Sir Alfred J. Munnings, P.R.A.
(British, 1878-1959)
Sir Alfred J. Munnings, P.R.A. (British, 1878-1959)

Lord Astor's High Stakes with Sir Gordon Richards up at Newmarket

Details
Sir Alfred J. Munnings, P.R.A.
(British, 1878-1959)
Lord Astor's High Stakes with Sir Gordon Richards up at Newmarket
signed 'A.J. Munnings' (lower right)
oil on panel
13 x 22 in. (34.5 x 57.4 cm.)
Sale Room Notice
Please note that this painting is signed 'A.J.Munnings' (lower right).

Lot Essay

High Stakes by Hyperion, out of Pennycomequick, won 34 races and over 20,000. During his career, Sir Gordon Richards rode 4,870 winners and is considered to be one of the greatest jockeys in the history of the turf.

Munnings painted many pictures for Lord Astor and this is a sketch for the commission discussed in the artist's autobiography. "Lord Astor wrote asking me to do this last picture, and I said 'No.' At Epsom, his eldest son, Bill said, 'Do paint High Stakes for father. The horse can be sent to you.' I said 'No.' Then the son who rides racing wrote to me and my reply was 'No; I paint no horses for people.' One morning, working in the rubbing stable, I was aware that I must have a racehorse to paint. My brain-cells, werein the shape, make and anatomy of a horse were shelved, had grown dull. On the Heath the next morning I saw Lawson, who used to train Lord Astor's horses at Manton. Talking to him, High Stakes came into mind--a horse that had finished racing... He found the horse already at Newmarket... I toiled on some hard studies of High Stakes, as usual trying to do the impossible. He certainly was a horse--a personality... At the least sound the horse held his head and tail high in the air... The long lines, the subtle shape, the alert, live look of a high-couraged, well-bred horse were beyond me and as I worked I saw in the poise of his head, in his actions, the sire Hyperion that I had painted fifteeen years ago." (A. J. Munnings, The Finish, Bungay, 1952, p. 304-5 and p. 193 for illustrations of several other sketches of High Stakes)

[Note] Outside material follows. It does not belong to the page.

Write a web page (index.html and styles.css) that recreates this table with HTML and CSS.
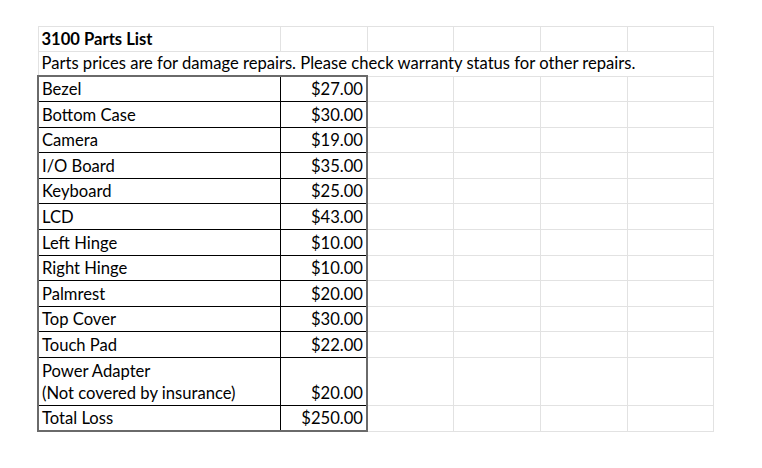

Starting in 1920 with Buchan (The Jockey Club, Newmarket), Munnings painted many horses for Lord Astor including Saucy Sue, Lee Bridge, Short Story, Brooklaw, Traffic Light, Rhodes Scholar and Early School as well as a number of family portraits such as J. J. Astor, M.P., W. W. Astor with the Oxford University Drag Hounds, and Lord Astor at Clivedon. Important patrons of the turf, the Astors, along with the Rothschilds, commisssioned many paintings from Munnings. Unfortunately, most of the Rothschild pictures were destroyed by fire during World War II, leaving the Astor pictures as the only remaining group of Munnings pictures of race horses painted for one family.

After World War II, Munnings painted wonderful starts of horse races, mostly at Newmarket where a rubbing down house had been converted to a studio. Munnings writes, "But to my own profession and purpose--seeing visible beauty; the grouping, the movement--colour, all dependent on the lighting; the sky. Orange satin, cerise-and-white- blue-and-yellow, emerald green--a large field waiting, waiting, regrouping. At each start determined to retain the picture in my mind." (ibid., p. 182)

Our picture is unusual in that it is an actual portrait of a famous horse and specific jockey at the start of a race, in addition to being a wonderful impression of light and movement. Munnings was in his 70s when he painted this start. This is a preliminary sketch for the two larger versions, both in private collections (sale, Christie's New York, 3 December 1997, lot 108 and sale, Christie's New York, 3 December 1998, lot 192).